-- start --

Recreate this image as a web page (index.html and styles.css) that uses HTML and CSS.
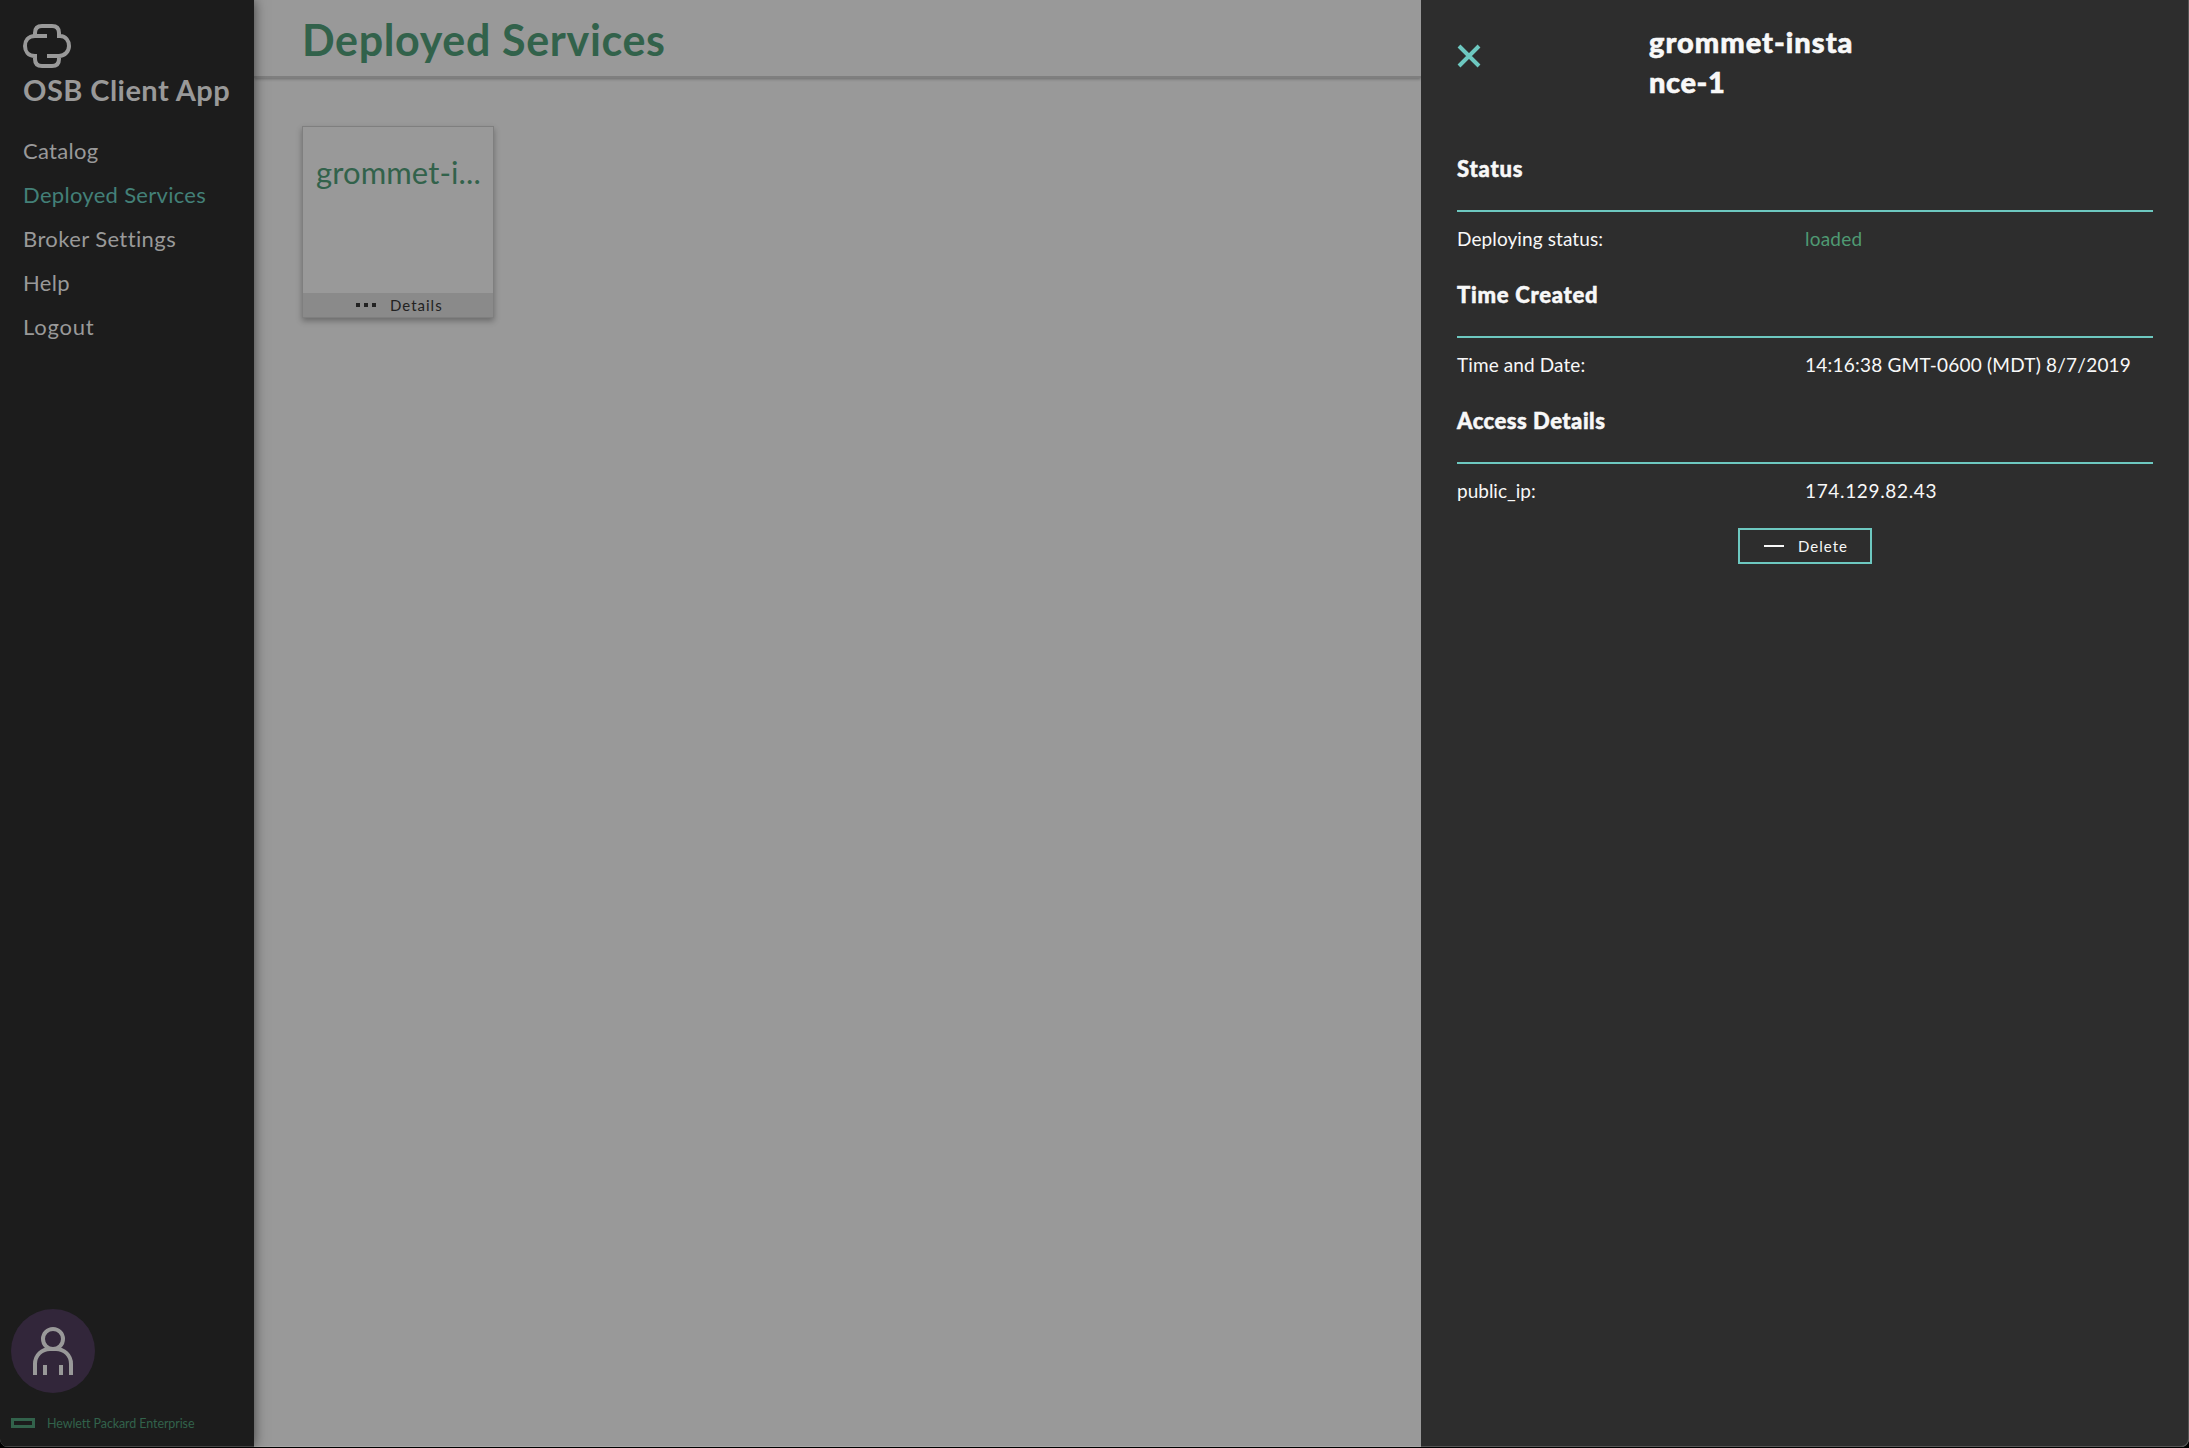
FILE: index.html
```html
<!DOCTYPE html>
<html lang="en">
<head>
<meta charset="utf-8">
<title>OSB Client App</title>
<link rel="stylesheet" href="styles.css">
</head>
<body>
<div class="app">
  <nav class="sidebar">
    <svg class="logo" viewBox="0 0 48 44" width="48" height="44"><path d="M24 12H12C5 12 2 17 2 22S5 32 12 32H14M12 14V9C12 4 15 2 19 2H29C33 2 36 4 36 9V14M34 12H37C43 12 46 17 46 22S42 32 36 32H24M36 32V35C36 40 33 42 29 42H19C15 42 12 40 12 35V30"/></svg>
    <h2 class="brand"><span class="t-brand">OSB Client App</span></h2>
    <ul class="menu">
      <li><span class="t-catalog">Catalog</span></li>
      <li class="active"><span class="t-deployed">Deployed Services</span></li>
      <li><span class="t-broker">Broker Settings</span></li>
      <li><span class="t-help">Help</span></li>
      <li><span class="t-logout">Logout</span></li>
    </ul>
    <div class="avatar">
      <svg viewBox="0 0 40 48" width="40" height="48"><circle cx="20" cy="12" r="10"/><path d="M2 48V37C2 28 9 22 17 22H23C31 22 38 28 38 37V48M12 38V48M28 38V48"/></svg>
    </div>
    <div class="company"><i class="mark"></i><span class="t-company">Hewlett Packard Enterprise</span></div>
  </nav>
  <main class="content">
    <header class="page-header"><h1><span class="t-title">Deployed Services</span></h1></header>
    <section class="cards">
      <article class="card">
        <div class="card-name"><span class="t-card">grommet-i...</span></div>
        <div class="card-action"><i class="dots"></i><span class="t-details">Details</span></div>
      </article>
    </section>
  </main>
  <aside class="panel">
    <div class="panel-head">
      <svg class="close" viewBox="0 0 24 24" width="24" height="24"><path d="M2 2L22 22M22 2L2 22"/></svg>
      <h2><span class="t-name1">grommet-insta</span><br><span class="t-name2">nce-1</span></h2>
    </div>
    <section class="group">
      <h3><span class="t-status">Status</span></h3>
      <div class="row"><span><span class="t-dep">Deploying status:</span></span><span class="ok"><span class="t-loaded">loaded</span></span></div>
    </section>
    <section class="group">
      <h3><span class="t-created">Time Created</span></h3>
      <div class="row"><span><span class="t-td">Time and Date:</span></span><span><span class="t-time">14:16:38 GMT-0600 (MDT) 8/7/2019</span></span></div>
    </section>
    <section class="group">
      <h3><span class="t-access">Access Details</span></h3>
      <div class="row"><span><span class="t-pip">public_ip:</span></span><span><span class="t-ip">174.129.82.43</span></span></div>
    </section>
    <button class="delete"><i class="minus"></i><span class="t-delete">Delete</span></button>
  </aside>
</div>
</body>
</html>
```
FILE: styles.css
```css
* { box-sizing: border-box; }
body { margin: 0; font-family: Lato, sans-serif; background: #000; }
h1, h2, h3, ul { margin: 0; padding: 0; }
svg { display: block; fill: none; }
.app { display: flex; width: 2189px; height: 1447px; overflow: hidden; border-radius: 0 0 8px 8px; background: #999; }

.sidebar { width: 254px; display: flex; flex-direction: column; background: #1c1c1c; color: #999; border-bottom: 1px solid #444; box-shadow: 0 0 12px rgba(0,0,0,.6); z-index: 1; }
.logo { margin: 24px 0 0 23px; stroke: #999; stroke-width: 4; }
.brand { margin-left: 23px; height: 46px; font-size: 29px; line-height: 44px; font-weight: 700; white-space: nowrap; }
.menu { margin: 15px 0 0 23px; list-style: none; }
.menu li { height: 44px; line-height: 44px; font-size: 22px; white-space: nowrap; }
.active { color: #438078; }
.avatar { width: 84px; height: 84px; margin: auto 0 0 11px; border-radius: 50%; background: #32263a; display: flex; justify-content: center; padding-top: 18px; }
.avatar svg { stroke: #999; stroke-width: 4; }
.company { height: 20px; margin: 20px 0 13px 11px; display: flex; align-items: center; gap: 12px; font-size: 12.5px; color: #32624b; white-space: nowrap; }
.mark { width: 24px; height: 10px; border: 3px solid #32624b; }

.content { width: 1167px; border-bottom: 1px solid #a6a6a6; }
.page-header { height: 78px; padding-left: 48px; border-bottom: 2px solid #7f7f7f; box-shadow: 0 1px 3px rgba(0,0,0,.3); }
.page-header h1 { font-size: 43px; line-height: 80px; color: #32624b; font-weight: 700; }
.cards { padding: 48px; }
.card { width: 192px; height: 192px; border: 1px solid #7f7f7f; box-shadow: 0 3px 6px rgba(0,0,0,.3); display: flex; flex-direction: column; justify-content: space-between; }
.card-name { padding: 23px 0 0 13px; font-size: 31px; line-height: 44px; color: #32624b; white-space: nowrap; }
.card-action { height: 24px; display: flex; align-items: center; padding-left: 53px; gap: 14px; background: #8a8a8a; color: #222; font-size: 15px; }
.dots { width: 20px; height: 4px; background: repeating-linear-gradient(90deg, #222 0 4px, transparent 4px 8px); }

.panel { width: 768px; padding: 0 35px 0 36px; background: #2d2d2d; color: #f8f8f8; border: solid #555; border-width: 0 1px 1px 0; border-radius: 0 0 8px 0; display: flex; flex-direction: column; z-index: 2; }
.panel-head { height: 140px; display: flex; }
.close { margin: 44px 168px 0 0; stroke: #6dc8c0; stroke-width: 4; }
.panel-head h2 { margin-top: 22px; font-size: 29px; line-height: 40px; font-weight: 900; white-space: nowrap; -webkit-text-stroke: .6px; }
.group { height: 126px; }
.group h3 { height: 72px; padding-top: 13px; border-bottom: 2px solid #6dc8c0; font-size: 22px; line-height: 32px; font-weight: 900; -webkit-text-stroke: .5px; }
.row { display: grid; grid-template-columns: 1fr 1fr; font-size: 19px; line-height: 54px; white-space: nowrap; }
.ok { color: #4f9a73; }
.delete { align-self: center; width: 134px; height: 36px; margin-top: 10px; padding: 0 0 0 24px; display: flex; align-items: center; gap: 14px; border: 2px solid #6dc8c0; background: none; color: #f8f8f8; font: 15px Lato, sans-serif; }
.minus { width: 20px; height: 2px; background: #f8f8f8; }

/* Tracking */
.t-details, .t-delete { letter-spacing: 1px; }
.t-brand { letter-spacing: .45px; }
.t-catalog, .t-deployed, .t-help { letter-spacing: .3px; }
.t-broker { letter-spacing: .4px; }
.t-logout { letter-spacing: .75px; }
.t-title { letter-spacing: .65px; }
.t-card { letter-spacing: .1px; }
.t-name1 { letter-spacing: 1px; }
.t-name2 { letter-spacing: .6px; }
.t-status { letter-spacing: .8px; }
.t-created { letter-spacing: .75px; }
.t-access { letter-spacing: .5px; }
.t-dep, .t-td { letter-spacing: .1px; }
.t-loaded, .t-time { letter-spacing: .22px; }
.t-ip { letter-spacing: .65px; }
.t-company { letter-spacing: -.1px; }
```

-- end --

• **Written request**: All lines of the data above that include the word "styles" must be shown.

• **Exercise response**:
Recreate this image as a web page (index.html and styles.css) that uses HTML and CSS.
<link rel="stylesheet" href="styles.css">
FILE: styles.css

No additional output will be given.